Farm-to-table restaurants are growing in popularity as increasing numbers of Americans see the value in farm-fresh produce and the opportunity to support the local agrarian economy. In northeastern Wisconsin farmers are taking their produce to schools, launching a farm-to-school movement in nearby school districts.


Local farmers have fresh produce, meat, and dairy, and schools have a need for nutritious school lunches. The partnership would seem like a no-brainer. However, getting the food to schools has been an issue as many districts are used to working with large companies. “Food services and farmers don’t always speak the same languages,” said Sarah Elliott, agriculture program supervisor from the state Department of Agriculture, Trade and Consumer Protection. She continued, “Our job is to help them find ways to work together.”

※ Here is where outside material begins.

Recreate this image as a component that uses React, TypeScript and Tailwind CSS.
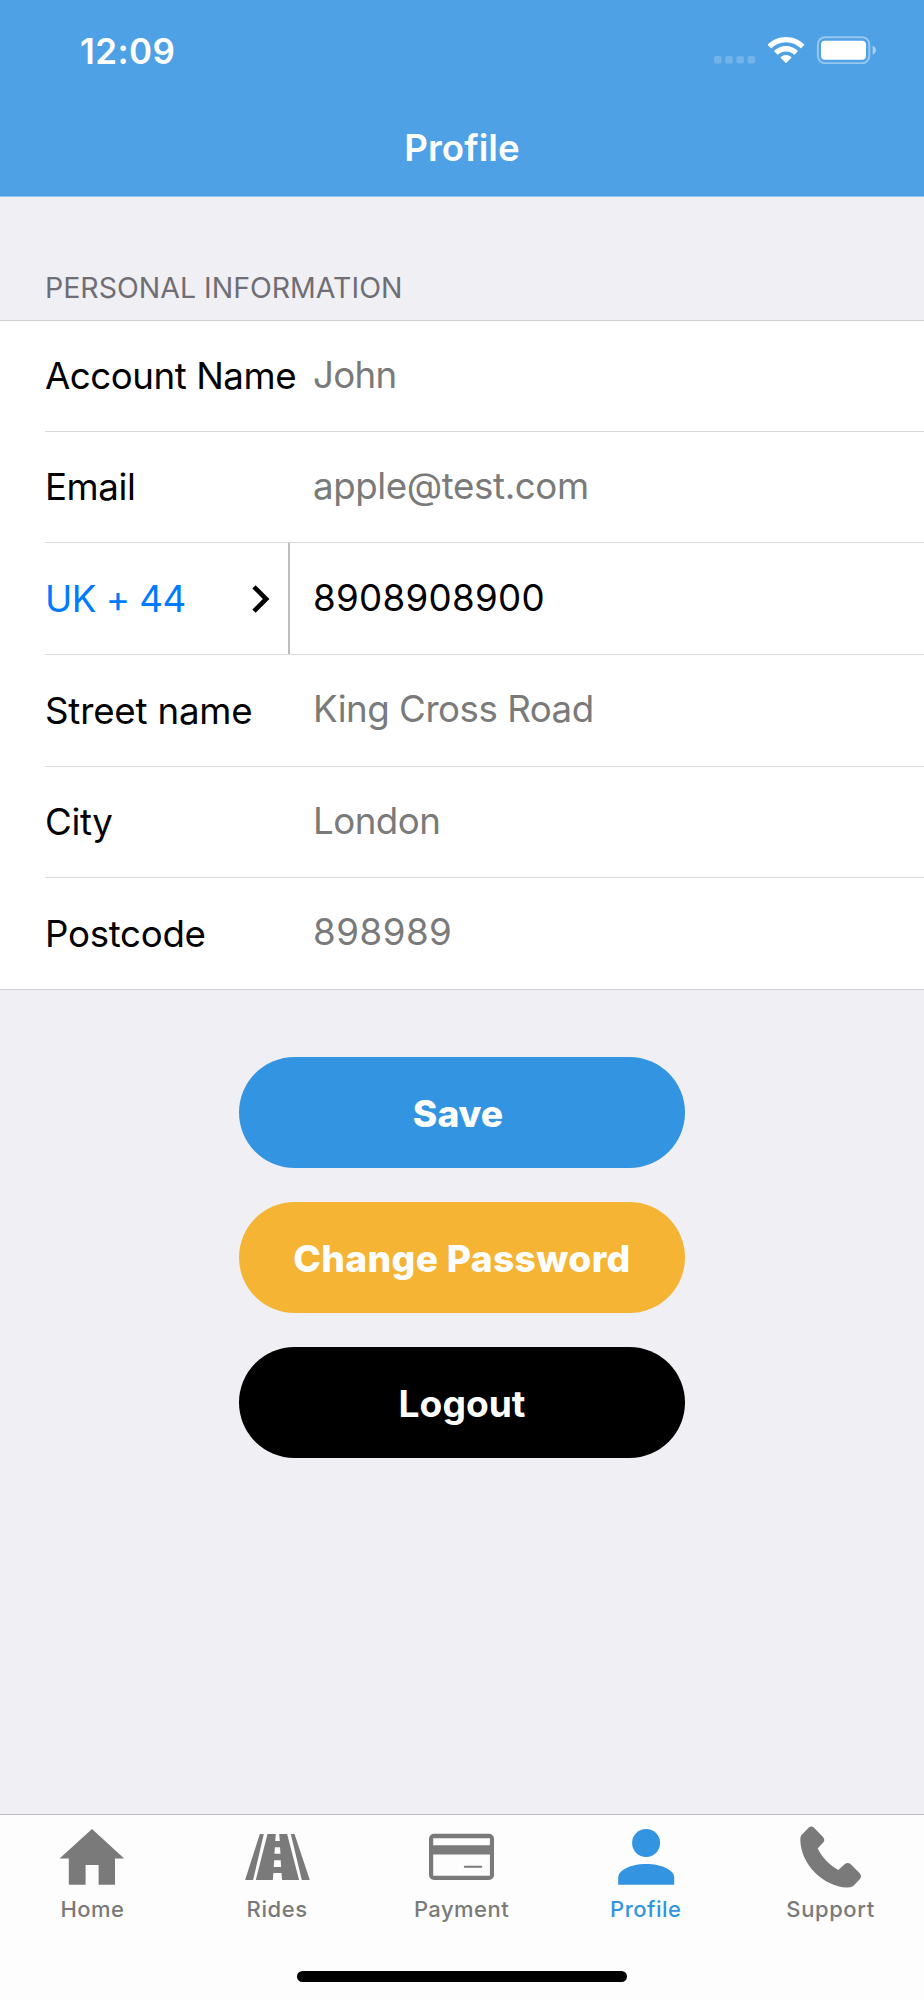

Wisconsin farmers are solving this problem by forming a co-op, which would allow farmers to pool produce to create large enough stores of food to serve local school districts. While many local farms are too small to serve an entire district, banding together allows farmers to serve a larger number of students. Then a third party, often called a food hub, coordinates farmers’ produce with purchasers.

So far, eight local school districts in Wisconsin have signed on to farm-to-schools programs, with more districts interested in joining. The initiative has potential to save money and provide students with healthy meals all while building an appreciation for Wisconsin farmers.

Wisconsin isn’t the only state to dabble in farm-to-school programs. With the movement toward healthy eating gaining steam among national advocates like First Lady Michelle Obama, the prospect of serving locally grown produce to students is making headway in districts across the country with support from the U.S. Department of Agriculture.

Deputy Agriculture Secretary Kathleen Merrigan said the programs have gained popularity exponentially, making solid figures on the numbers of schools with the programs hard to calculate. "We know it's just snowballing," Merrigan said in a recent interview.

The National Farm-to-School Network estimates there are over 2,500 programs involving more than 10,000 schools around the country, which is up from 400 programs in 22 states in 2004.

Does your school use local farms for school lunches?